Gambar di atas memperlihatkan sebuah paper X yang mensitasi artikel sebelumnya (1,2,..N) dan disitasi oleh artikel berikutnya. Ini merupakan teknik pengukuran berdasarkan sitasi. Dikatakan Novelty jika artikel-artikel lain (1,2,..M) mensitasi paper X dan sedikit mensitasi (1,2, …N). Jika tidak, maka paper X tersebut hanya mediasi saja (membantu menyebarkan ide 1,2, ..N). Seorang reviewer akan mengetahui apakah paper X nanti akan banyak disitasi langsung walaupun belum dipublikasi.

Kontribusi terkadang secara refleks ada karena tentu saja aneh jika penelitian menghasilkan novelty dan originality tetapi tidak ada sumbangsihnya bagi knowledge. Oiya, kontribusi tentu harus bisa diukur, misalnya meningkatkan kepuasan pelanggan, meningkatkan akurasi/performa/efisiensi, dan bukan terhadap masyarakat/lingkungan yg masuk kategori manfaat penelitian dan bukan kontribusi, apalagi dengan argumen kontribusinya membantu orang tua karena dengan selesainya tulisan, cepet lulus, dan tidak perlu bayar kuliah lagi .. hehe.

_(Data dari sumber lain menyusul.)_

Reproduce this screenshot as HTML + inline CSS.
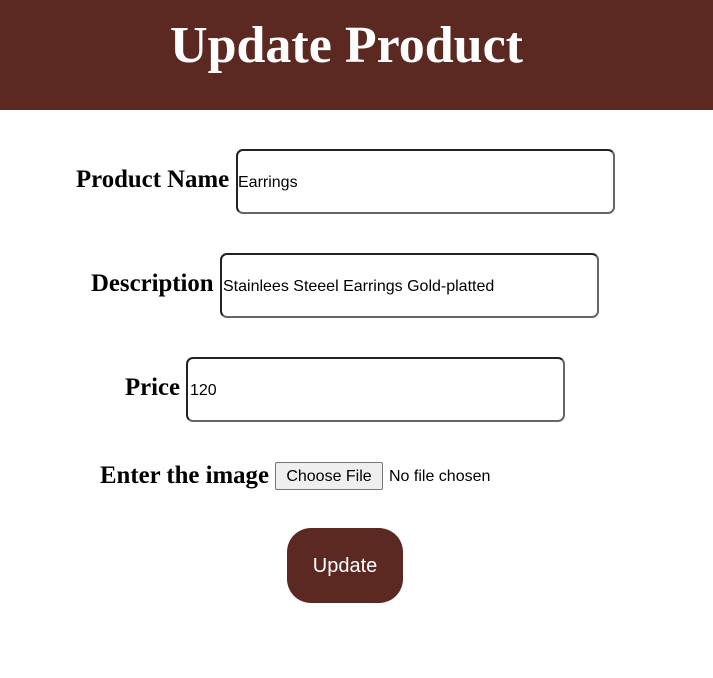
<!DOCTYPE html>
<html><head><style>
body{margin:0;width:713px;height:678px;background:#fff;position:relative;overflow:hidden;font-family:"Liberation Sans",sans-serif}
.hd{position:absolute;left:0;top:0;width:713px;height:110px;background:#5c2822}
.hd h1{margin:0;position:absolute;left:0;width:693px;text-align:center;top:16px;font:bold 52px "Liberation Serif",serif;color:#fff}
.l{position:absolute;font:bold 24.8px "Liberation Serif",serif;color:#000;line-height:28px}
.i{position:absolute;box-sizing:border-box;border:2px solid #222;border-right-color:#666;border-bottom-color:#666;border-radius:7px;height:65px;font-size:16px;line-height:63px;padding-left:0px;color:#000}
.t{position:absolute;font-size:16px;color:#000}
.btn{position:absolute;left:275px;top:462px;width:108px;height:28px;box-sizing:border-box;border:1px solid #767676;background:#efefef;border-radius:2px;font-size:16px;text-align:center;line-height:28px}
.up{position:absolute;left:287px;top:528px;width:116px;height:75px;background:#5c2822;border-radius:24px;color:#fff;font-size:20px;text-align:center;line-height:76px}
</style></head><body>
<div class="hd"><h1>Update Product</h1></div>
<div class="l" style="left:76px;top:166px">Product Name</div>
<div class="i" style="left:236px;top:149px;width:379px">Earrings</div>
<div class="l" style="left:91px;top:270px">Description</div>
<div class="i" style="left:220px;top:253px;width:379px;padding-left:1px">Stainlees Steeel Earrings Gold-platted</div>
<div class="l" style="left:125px;top:374px">Price</div>
<div class="i" style="left:186px;top:357px;width:379px;padding-left:2px">120</div>
<div class="l" style="left:100px;top:462px">Enter the image</div>
<div class="btn">Choose File</div>
<div class="t" style="left:389px;top:468px">No file chosen</div>
<div class="up">Update</div>
</body></html>
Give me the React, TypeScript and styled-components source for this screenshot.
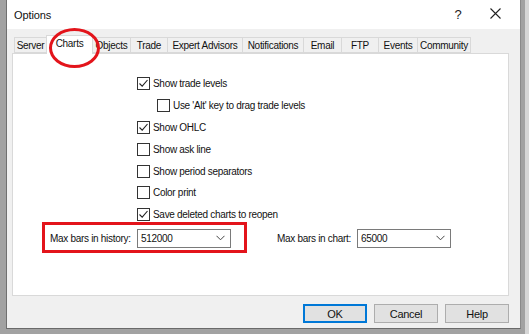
import styled, { createGlobalStyle } from "styled-components";

const Global = createGlobalStyle`
  html, body {
    margin: 0;
    padding: 0;
  }
  body {
    width: 529px;
    height: 334px;
    overflow: hidden;
    background: linear-gradient(to right, #a2a2a2 525px, #d6d6d6 525px);
    font-family: "Liberation Sans", Arial, sans-serif;
    font-size: 10px;
    letter-spacing: -0.3px;
    color: #111;
  }
`;

const Screen = styled.div`
  padding-left: 6px;
  height: 334px;
`;

const Dialog = styled.div`
  position: relative;
  width: 513px;
  height: 328px;
  background: #f0f0f0;
  border-left: 1px solid #707070;
  border-right: 1px solid #8a8a8a;
  border-bottom: 1px solid #6a6a6a;
  display: flex;
  flex-direction: column;
`;

const TitleBar = styled.div`
  height: 29px;
  background: #fff;
  display: flex;
  align-items: center;
  padding-left: 7px;
  font-size: 11px;
  letter-spacing: -0.1px;
`;

const Title = styled.div`
  flex: 1;
`;

const TitleButton = styled.div<{ $w: number }>`
  width: ${(p) => p.$w}px;
  text-align: center;
  font-size: 13px;
  color: #222;
`;

const Body = styled.div`
  flex: 1;
  display: flex;
  flex-direction: column;
  padding: 6px 11px 0 5px;
`;

const TabRow = styled.div`
  display: flex;
  align-items: flex-end;
  height: 18px;
  padding-left: 3px;
  position: relative;
  z-index: 1;
`;

const Tab = styled.div<{ $w: number; $active?: boolean }>`
  width: ${(p) => p.$w}px;
  height: ${(p) => (p.$active ? 19 : 16)}px;
  box-sizing: border-box;
  border: 1px solid #d9d9d9;
  border-bottom: ${(p) => (p.$active ? "none" : "1px solid #d9d9d9")};
  margin-left: -1px;
  background: ${(p) => (p.$active ? "#fff" : "#f0f0f0")};
  display: flex;
  align-items: center;
  justify-content: center;
  padding-bottom: ${(p) => (p.$active ? 4 : 0)}px;
  margin-bottom: ${(p) => (p.$active ? -1 : 0)}px;
  color: #111;
`;

const Panel = styled.div`
  height: 243px;
  box-sizing: border-box;
  background: #fff;
  border: 1px solid #d9d9d9;
  padding-top: 19px;
  display: flex;
  flex-direction: column;
`;

const CheckList = styled.div`
  display: flex;
  flex-direction: column;
  padding-left: 124px;
`;

const CheckRow = styled.div<{ $indent?: boolean }>`
  height: 21.8px;
  display: flex;
  align-items: center;
  gap: 3px;
  padding-left: ${(p) => (p.$indent ? 20 : 0)}px;
`;

const Box = styled.div`
  width: 13px;
  height: 13px;
  box-sizing: border-box;
  border: 1px solid #333;
  background: #fff;
  display: flex;
  align-items: center;
  justify-content: center;
`;

const FieldRow = styled.div`
  display: flex;
  align-items: center;
  margin-top: 3px;
  padding-left: 37px;
  height: 19px;
`;

const FieldLabel = styled.div<{ $w: number }>`
  width: ${(p) => p.$w}px;
`;

const Combo = styled.div`
  width: 94px;
  height: 19px;
  box-sizing: border-box;
  border: 1px solid #7a7a7a;
  background: #fff;
  display: flex;
  align-items: center;
  padding: 0 5px 0 3px;
  justify-content: space-between;
`;

const Spacer = styled.div<{ $w: number }>`
  width: ${(p) => p.$w}px;
`;

const ButtonRow = styled.div`
  display: flex;
  justify-content: flex-end;
  gap: 7px;
  margin-top: 8px;
`;

const Button = styled.div<{ $default?: boolean }>`
  width: 64px;
  height: 19px;
  box-sizing: border-box;
  background: #e1e1e1;
  border: 1px solid ${(p) => (p.$default ? "#0078d7" : "#adadad")};
  box-shadow: ${(p) => (p.$default ? "inset 0 0 0 1px #0078d7" : "none")};
  display: flex;
  align-items: center;
  justify-content: center;
  font-size: 11px;
`;

const Ellipse = styled.div`
  position: absolute;
  left: 42px;
  top: 28px;
  width: 45px;
  height: 34px;
  border: 3px solid #e3141b;
  border-radius: 50%;
  z-index: 3;
`;

const Highlight = styled.div`
  position: absolute;
  left: 35px;
  top: 222px;
  width: 199px;
  height: 25px;
  border: 3px solid #e3141b;
  z-index: 3;
`;

const Check = () => (
  <svg width="11" height="11" viewBox="0 0 11 11">
    <path d="M1.5 5.5 L4.2 8.2 L9.5 2" fill="none" stroke="#222" strokeWidth="1.1" />
  </svg>
);

const Chevron = () => (
  <svg width="9" height="6" viewBox="0 0 9 6">
    <path d="M0.5 0.8 L4.5 4.8 L8.5 0.8" fill="none" stroke="#444" strokeWidth="1" />
  </svg>
);

const tabs: [string, number][] = [
  ["Server", 33],
  ["Charts", 47],
  ["Objects", 39],
  ["Trade", 38],
  ["Expert Advisors", 76],
  ["Notifications", 62],
  ["Email", 39],
  ["FTP", 38],
  ["Events", 40],
  ["Community", 54],
];

const options: [string, boolean, boolean?][] = [
  ["Show trade levels", true],
  ["Use 'Alt' key to drag trade levels", false, true],
  ["Show OHLC", true],
  ["Show ask line", false],
  ["Show period separators", false],
  ["Color print", false],
  ["Save deleted charts to reopen", true],
];

export default function App() {
  return (
    <>
      <Global />
      <Screen>
        <Dialog>
          <TitleBar>
            <Title>Options</Title>
            <TitleButton $w={24}>?</TitleButton>
            <TitleButton $w={50}>
              <svg width="11" height="11" viewBox="0 0 11 11">
                <path d="M0.5 0.5 L10.5 10.5 M10.5 0.5 L0.5 10.5" stroke="#222" strokeWidth="1.1" />
              </svg>
            </TitleButton>
          </TitleBar>
          <Body>
            <TabRow>
              {tabs.map(([name, w]) => (
                <Tab key={name} $w={w} $active={name === "Charts"}>
                  {name}
                </Tab>
              ))}
            </TabRow>
            <Panel>
              <CheckList>
                {options.map(([label, checked, indent]) => (
                  <CheckRow key={label} $indent={indent}>
                    <Box>{checked && <Check />}</Box>
                    {label}
                  </CheckRow>
                ))}
              </CheckList>
              <FieldRow>
                <FieldLabel $w={87}>Max bars in history:</FieldLabel>
                <Combo>
                  512000
                  <Chevron />
                </Combo>
                <Spacer $w={46} />
                <FieldLabel $w={80}>Max bars in chart:</FieldLabel>
                <Combo>
                  65000
                  <Chevron />
                </Combo>
              </FieldRow>
            </Panel>
            <ButtonRow>
              <Button $default>OK</Button>
              <Button>Cancel</Button>
              <Button>Help</Button>
            </ButtonRow>
          </Body>
          <Ellipse />
          <Highlight />
        </Dialog>
      </Screen>
    </>
  );
}
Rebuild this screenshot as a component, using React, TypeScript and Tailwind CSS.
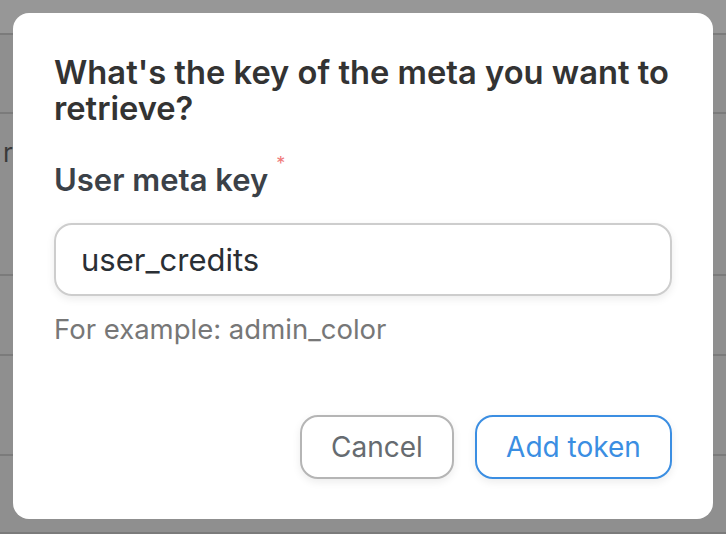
import React from "react";

const rows = [
  { h: "h-[35px]", bg: "bg-[#979797]" },
  { h: "h-[79px]", bg: "bg-[#8f8f8f]" },
  { h: "h-[162px]", bg: "bg-[#8f8f8f]", text: "r" },
  { h: "h-[80px]", bg: "bg-[#8f8f8f]" },
  { h: "h-[100px]", bg: "bg-[#8f8f8f]" },
  { h: "h-[78px]", bg: "bg-[#8f8f8f]" },
];

export default function App() {
  return (
    <div
      className="relative h-[534px] w-[726px] overflow-hidden bg-[#7b7b7b]"
      style={{ fontFamily: "Inter, 'Noto Sans', sans-serif" }}
    >
      {/* page behind the overlay */}
      <div className="flex flex-col">
        {rows.map((r, i) => (
          <div key={i} className={`${r.h} ${r.bg} border-b-2 border-[#7b7b7b]`}>
            {r.text && (
              <div className="ml-[3px] mt-[24px] text-[26px] leading-[30px] text-[#3a3a3a]">{r.text}</div>
            )}
          </div>
        ))}
      </div>

      {/* dialog */}
      <div className="absolute left-[13px] top-[13px] flex h-[506px] w-[700px] flex-col rounded-[16px] bg-white px-[41px] pb-[40px] pt-[41px]">
        <h2 className="text-[32.7px] font-semibold leading-[36px] text-[#333333]">
          What's the key of the meta you want to retrieve?
        </h2>

        <label className="mt-[36px] flex items-start text-[31px] font-semibold leading-[36px] text-[#3b4148]">
          User meta key
          <span className="ml-[8px] mt-[-7px] text-[18px] font-normal leading-none text-[#f07a7a]">*</span>
        </label>

        <input
          className="mt-[25px] h-[73px] w-full rounded-[18px] border-2 border-[#cdcdcd] px-[25px] text-[31px] text-[#2a2f35] shadow-[0_3px_8px_rgba(0,0,0,0.08)] outline-none"
          defaultValue="user_credits"
        />

        <p className="mt-[17px] text-[27.5px] leading-[32px] text-[#777777]">For example: admin_color</p>

        <div className="mt-auto flex justify-end gap-[21px]">
          <button className="h-[64px] w-[154px] rounded-[18px] border-2 border-[#b5b5b5] bg-white text-[28px] text-[#666b70] shadow-[0_3px_8px_rgba(0,0,0,0.08)]">
            Cancel
          </button>
          <button className="h-[64px] w-[197px] rounded-[18px] border-2 border-[#3b8ee2] bg-white text-[28px] text-[#3b8ee2] shadow-[0_3px_8px_rgba(0,0,0,0.08)]">
            Add token
          </button>
        </div>
      </div>
    </div>
  );
}
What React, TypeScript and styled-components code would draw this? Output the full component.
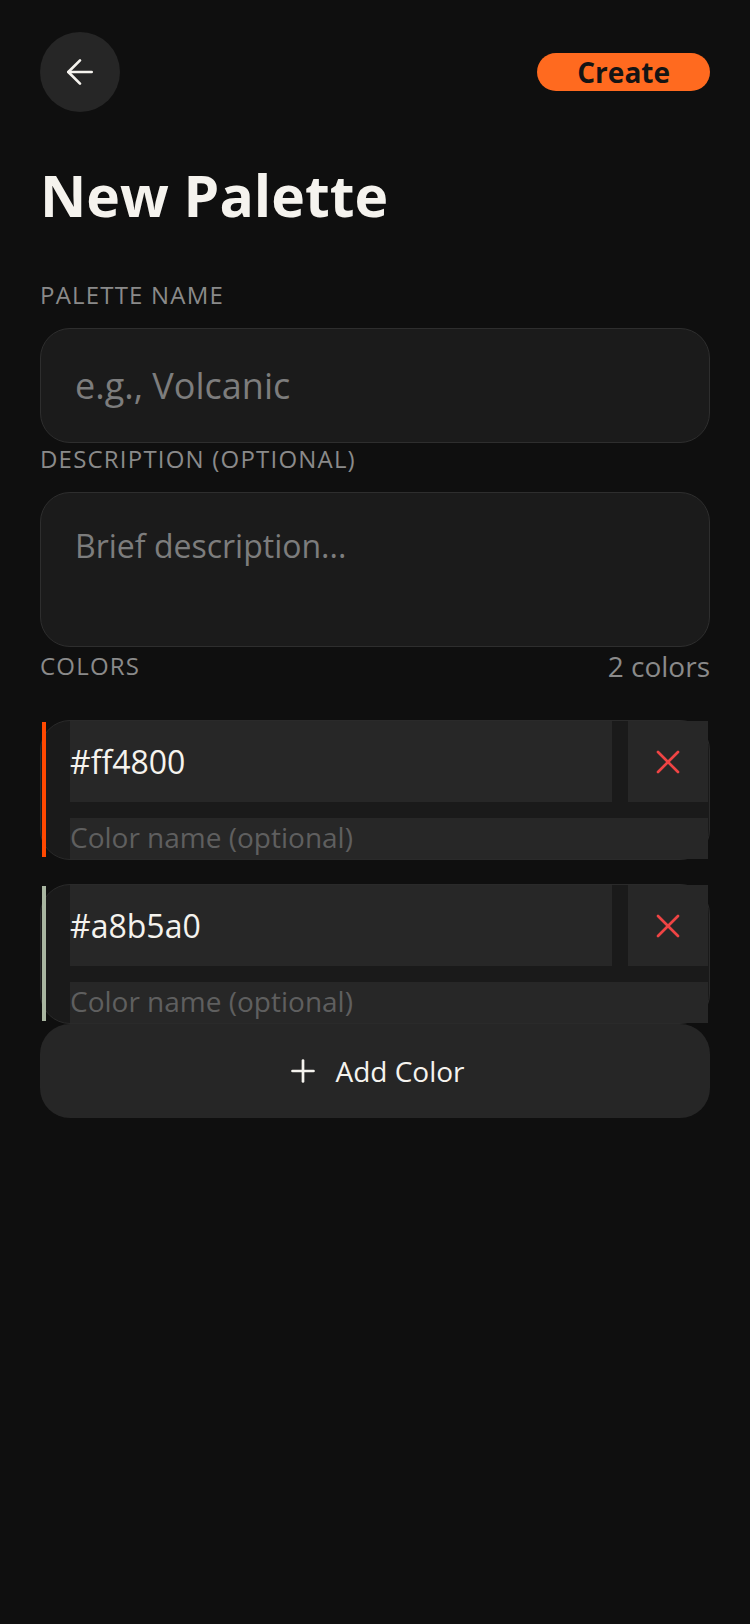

Konversi Laporan Proyek ke Artikel Ilmiah

Untuk merubah artikel dari report menjadi artikel ilmiah perlu dicari novelty, originality, dan kontribusinya. Untuk bidang informatika ada sedikit perbedaan antara ilmu komputer/teknik informatika (metode) dengan sistem informasi (domain penelitian). Jadi, jika tidak ditemukan novelty di sisi ilmu komputer, cari saja di sisi domain penelitian (kedokteran, bisnis, akuntansi, dan lain-lain).

Contohnya adalah multi-criteria optimization dan teknik GIS yang saya gunakan untuk kasus optimalisasi penggunaan lahan urban. Jadi, hasil dan pembahasan harus mengarah ke domain penelitian, bukan ke metode (lihat pembahasan pada pos sebelumnya). Ketika mahasiswa doktoral sudah menerima kabar naskah publikasi sebagai syarat lulus accepted dengan revisi minor, biasanya bayangan wisuda sudah di depan mata. Penulisan laporan disertasi ratusan halaman tidak jadi masalah karena sudah jelas alur dari A sampai Z nya, beda ketika baru proposal, tahu awal tapi tidak jelas bagaimana mencapai ujungnya. Sekian semoga bermanfaat.